Read last week’s issue of The Batch for in-depth analysis of news and research.
Last week, Andrew Ng defended the importance of learning to code, arguing that as AI-assisted coding makes programming easier, more people should code—not fewer. He pushed back against claims that programming will become obsolete, arguing that understanding the “language of software” empowers individuals to work effectively with AI tools and maximize their impact.
“One question I’m asked most often is what someone should do who is worried about job displacement by AI. My answer is: Learn about AI and take control of it, because one of the most important skills in the future will be the ability to tell a computer exactly what you want, so it can do that for you.
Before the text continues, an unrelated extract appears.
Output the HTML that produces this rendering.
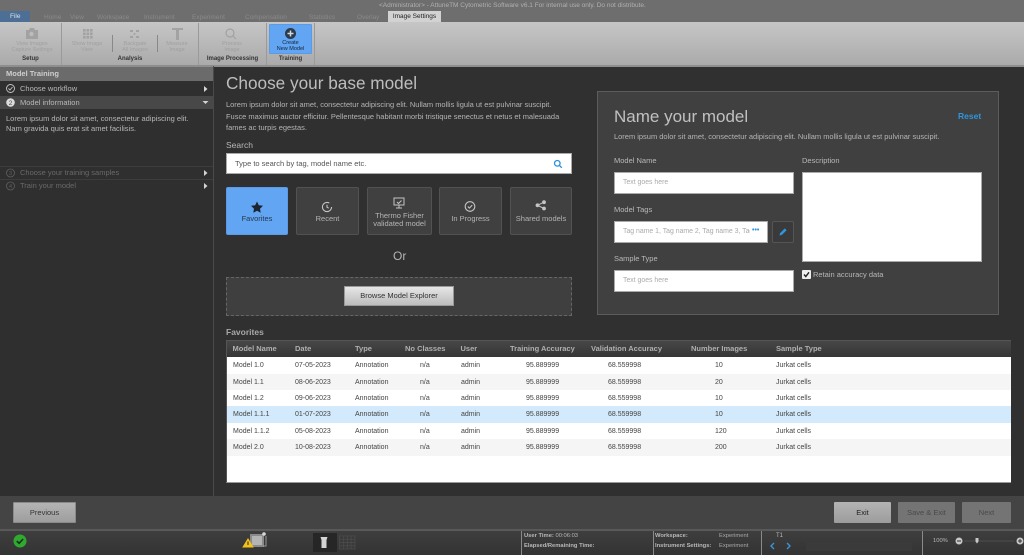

Coding (or getting AI to code for you) is the best way to do that.”
Read Andrew’s full letter here.
Other top AI news and research stories we covered in depth: QwQ-32B emerged as a strong contender against DeepSeek-R1 and other larger reasoning models, challenging the dominance of high-parameter architectures with compact reasoning; Microsoft’s Phi-4 Multimodal model offered simultaneous processing of text, images, and speech; a U.S. court ruling rejected the fair use defense in the Thomson Reuters AI lawsuit, citing Ross's attempt to use copyrighted material to build a competing product; and Perplexity launched an uncensored version of DeepSeek-R1, raising discussions about AI safety and adapting open language models.